Boundaries, from what I learned, are watery because we do not know ourselves and subsequently become unintentional. Intentionality is the key to firm boundaries. Once I found what made me happy and filled me up, I started to become extremely intentional about avoiding situations that did not serve me. Understanding what I yearned for — in terms of work, love, finances and friends — forced me to create boundaries.
If you are struggling with figuring yourself out, spend more time alone. Don’t be afraid to go on dates alone, to find a hobby that makes you smile or to just sit in silence with your thoughts. Some of my most beautiful moments have been alone.
Most importantly, collectively we have to learn to respect people and the boundaries that maintain their peace. That requires collective selflessness on all of our parts. People deserve and have a right to live in the way that serves them. The most beautiful thing to watch, is someone who knows and is at peace with who they are.
If no one has told you: you can be you, you can be everything, you deserve to meet who you are at your core and love every bit of that.
Step Two: Protect Yourself
We don’t protect ourselves enough.
In the past, I did not love who I was enough to protect me. I did not show up for myself, and that provided unnecessary pain. Today, I find refreshing peace in knowing exactly what I cannot accept. I used to fear that if I was too harsh with my boundaries, it would be too much for people. Sometimes it is too much, but regardless of the outcome, my peace is disturbed when I don’t maintain my boundaries.
I understand the reluctance to create extensive firm boundaries. Compromise is a part of life. But I cannot stress enough the importance of avoiding the urge to accept what people give you. I can confidently say that most people will give you far less than you deserve. And if you do not respect yourself, who you are, and what you want, people will give you even less.

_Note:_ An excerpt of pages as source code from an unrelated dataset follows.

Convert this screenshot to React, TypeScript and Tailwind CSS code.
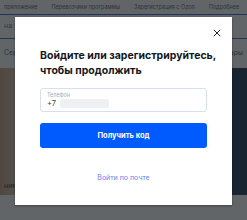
import { X } from "lucide-react";

export default function App() {
  return (
    <div className="relative w-[247px] h-[220px] overflow-hidden bg-white font-['Inter',sans-serif]">
      {/* page behind */}
      <div className="flex flex-col h-full">
        <div className="h-[14px] flex items-center gap-[14px] px-1 text-[5.5px] text-gray-600 whitespace-nowrap">
          <span>приложение</span>
          <span>Перевозчики программы</span>
          <span>Зарегистрация с Ozon</span>
          <span>Подробнее</span>
        </div>
        <div className="h-[1px] bg-[#2f5bd0]" />
        <div className="h-[23px] flex items-center px-1 text-[7px] text-gray-500">на ч</div>
        <div className="h-[1px] bg-[#2f5bd0]" />
        <div className="h-[29px] flex items-center justify-between px-1 text-[7px] text-gray-600">
          <span>Сер</span>
          <span>зары</span>
        </div>
        <div className="h-[127px] flex">
          <div className="w-[60px] bg-gradient-to-r from-[#c99a7a] via-[#d8d6c8] to-[#d8d8cc] flex items-end p-1 text-[7px] text-gray-800">
            ния
          </div>
          <div className="flex-1 bg-[#e9ecef]" />
          <div className="w-[50px] bg-[#0c2644]" />
        </div>
        <div className="flex-1 bg-white" />
      </div>
      {/* overlay */}
      <div className="absolute inset-0 bg-[#1e2428]/70" />
      {/* modal */}
      <div className="absolute left-[15px] top-[17px] w-[217px] h-[188px] bg-white shadow-[0_1px_2px_rgba(0,0,0,0.35)] flex flex-col px-[25px]">
        <div className="flex justify-end mr-[-16px] mt-[10px] h-[12px]">
          <X size={12} strokeWidth={2} className="text-[#1f2430]" />
        </div>
        <h2 className="mt-[9px] text-[10.5px] leading-[15px] font-bold text-[#14171c] whitespace-nowrap">
          Войдите или зарегистрируйтесь,
          <br />
          чтобы продолжить
        </h2>
        <div className="mt-[10px] h-[24px] border border-[#d5e1f2] rounded-[3px] flex flex-col justify-center px-[6px]">
          <span className="text-[5.5px] leading-[7px] text-[#a4adba]">Телефон</span>
          <div className="flex items-center gap-[4px]">
            <span className="text-[7.5px] leading-[10px] text-[#3c4350]">+7</span>
            <div className="w-[49px] h-[9px] bg-[#eef0f3] rounded-[2px]" />
          </div>
        </div>
        <button className="mt-[11px] h-[25px] rounded-[3px] bg-[#005bff] text-white text-[7.5px] font-bold">
          Получить код
        </button>
        <button className="mt-[25px] text-[7px] text-[#6b82f0]">Войти по почте</button>
      </div>
    </div>
  );
}
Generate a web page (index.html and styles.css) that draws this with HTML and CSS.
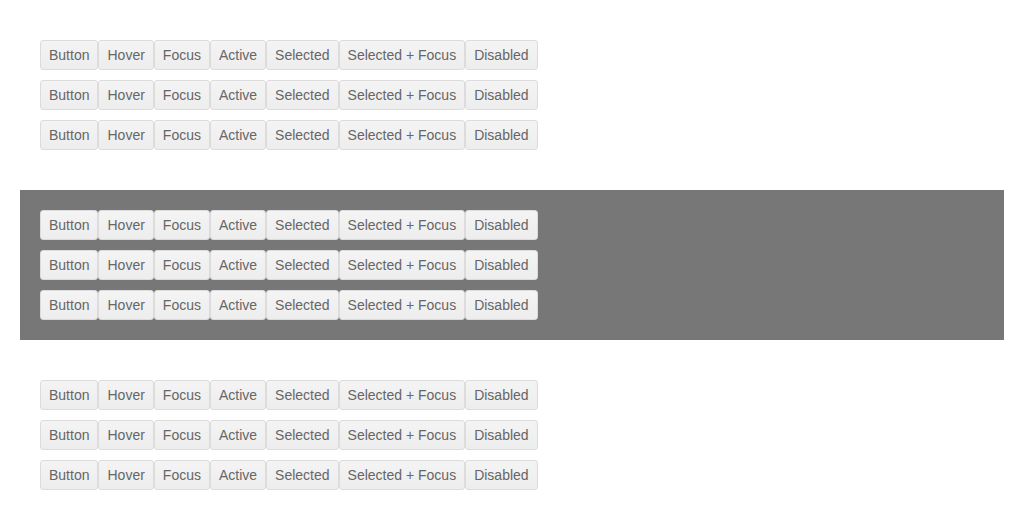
FILE: index.html
```html
<!DOCTYPE html>
<html>
<head>
<meta charset="utf-8">
<link rel="stylesheet" href="styles.css">
</head>
<body>
<section class="panel">
  <div class="row"><button class="btn">Button</button><button class="btn">Hover</button><button class="btn">Focus</button><button class="btn">Active</button><button class="btn">Selected</button><button class="btn">Selected + Focus</button><button class="btn">Disabled</button></div>
  <div class="row"><button class="btn">Button</button><button class="btn">Hover</button><button class="btn">Focus</button><button class="btn">Active</button><button class="btn">Selected</button><button class="btn">Selected + Focus</button><button class="btn">Disabled</button></div>
  <div class="row"><button class="btn">Button</button><button class="btn">Hover</button><button class="btn">Focus</button><button class="btn">Active</button><button class="btn">Selected</button><button class="btn">Selected + Focus</button><button class="btn">Disabled</button></div>
</section>
<section class="panel dark">
  <div class="row"><button class="btn">Button</button><button class="btn">Hover</button><button class="btn">Focus</button><button class="btn">Active</button><button class="btn">Selected</button><button class="btn">Selected + Focus</button><button class="btn">Disabled</button></div>
  <div class="row"><button class="btn">Button</button><button class="btn">Hover</button><button class="btn">Focus</button><button class="btn">Active</button><button class="btn">Selected</button><button class="btn">Selected + Focus</button><button class="btn">Disabled</button></div>
  <div class="row"><button class="btn">Button</button><button class="btn">Hover</button><button class="btn">Focus</button><button class="btn">Active</button><button class="btn">Selected</button><button class="btn">Selected + Focus</button><button class="btn">Disabled</button></div>
</section>
<section class="panel">
  <div class="row"><button class="btn">Button</button><button class="btn">Hover</button><button class="btn">Focus</button><button class="btn">Active</button><button class="btn">Selected</button><button class="btn">Selected + Focus</button><button class="btn">Disabled</button></div>
  <div class="row"><button class="btn">Button</button><button class="btn">Hover</button><button class="btn">Focus</button><button class="btn">Active</button><button class="btn">Selected</button><button class="btn">Selected + Focus</button><button class="btn">Disabled</button></div>
  <div class="row"><button class="btn">Button</button><button class="btn">Hover</button><button class="btn">Focus</button><button class="btn">Active</button><button class="btn">Selected</button><button class="btn">Selected + Focus</button><button class="btn">Disabled</button></div>
</section>
</body>
</html>
```
FILE: styles.css
```css
html, body {
  margin: 0;
  background: #fff;
}
body {
  padding: 20px;
  display: flex;
  flex-direction: column;
  gap: 20px;
  font-family: "Liberation Sans", Arial, sans-serif;
}
.panel {
  padding: 20px;
  display: flex;
  flex-direction: column;
  gap: 10px;
}
.dark {
  background: #777777;
}
.row {
  display: flex;
}
.btn {
  margin: 0;
  height: 30px;
  padding: 4px 8px;
  border: 1px solid #dcdcdc;
  border-radius: 3px;
  background: linear-gradient(#f4f4f4, #ededed);
  color: #666;
  font-family: "Liberation Sans", Arial, sans-serif;
  font-size: 14px;
  line-height: 20px;
  box-sizing: border-box;
}
```
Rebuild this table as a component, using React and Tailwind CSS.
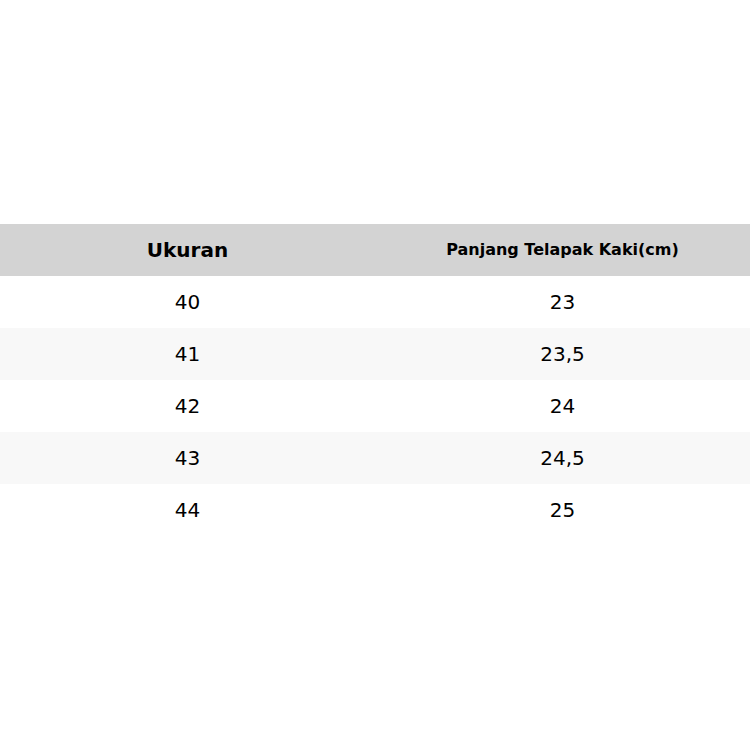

There is something to be said about the person that does not care about the backlash they receive for having zero tolerance for people neglecting their boundaries, often times they are seen as “mean”. To me, they are inspiring because the world has a funny way of blurring lines and sculpting personalities.
Believing in individuality is admirable, however, seeking individuality is difficult. But it’s worth it, your purpose lies in your authenticity and self-love.
I understand the difficulty in maintaining boundaries in the face of a manipulative, group driven, survivalist society. The special, purpose driven, trailblazing people are the ones most protective of themselves and their boundaries.
Step Three: Beat Your Trauma
Trauma, especially when it happens at a young age, confuses our identity. Unfortunately, too many parts of the world make us forget who we are. Too often, people in the world will make you feel small and unworthy and that leads us to forget how special we are.
A lot of us live with trauma and experiences that tell us that parts of us are not needed in the world. Whether it is a parent, a friend, or an ex, I think we have all felt ostracized or flawed in the face of hate or rejection. This trauma does something to our ability to clearly understand what we want out of life.
When I was younger, I was ridiculed if I did not excel in school. With my mom as a principal and a dad with four science degrees, thinking and expressing creatively was unacceptable. As a result, I stopped pursuing what brought me joy and focused on sustaining a safe life. Just as my parents did. I was not given a safe space to be myself and love every part of me. But I also did not demand that space to learn what I loved; in hindsight I wish I had.
Expectations from the people we love limit our capacity to flourish and shine in our own way. If you are struggling to see your worth or find your identity outside of what people expect you to be, I encourage you to dig deep and find the root of your traumas. Often times, the things we do not even realize hurt us, hurt us the most.
The best thing you can do for yourself is respectfully ignore what the people you love have to say about your life. Drown out the noise and pay attention to what makes you smile. Life is far too short to minimize what you get out of it.
Boundaries are hard to set and even harder to stick to, but they dictate the quality in your life. We all deserve fulfillment and it is not easy to obtain. It comes down to putting you first in all scenarios and not worrying about outside opinion.
All of us have a special uniqueness that the world needs. As a society, I hope that we can learn to embrace our differences, respect one another’s boundaries and be kinder to those we may not fully understand.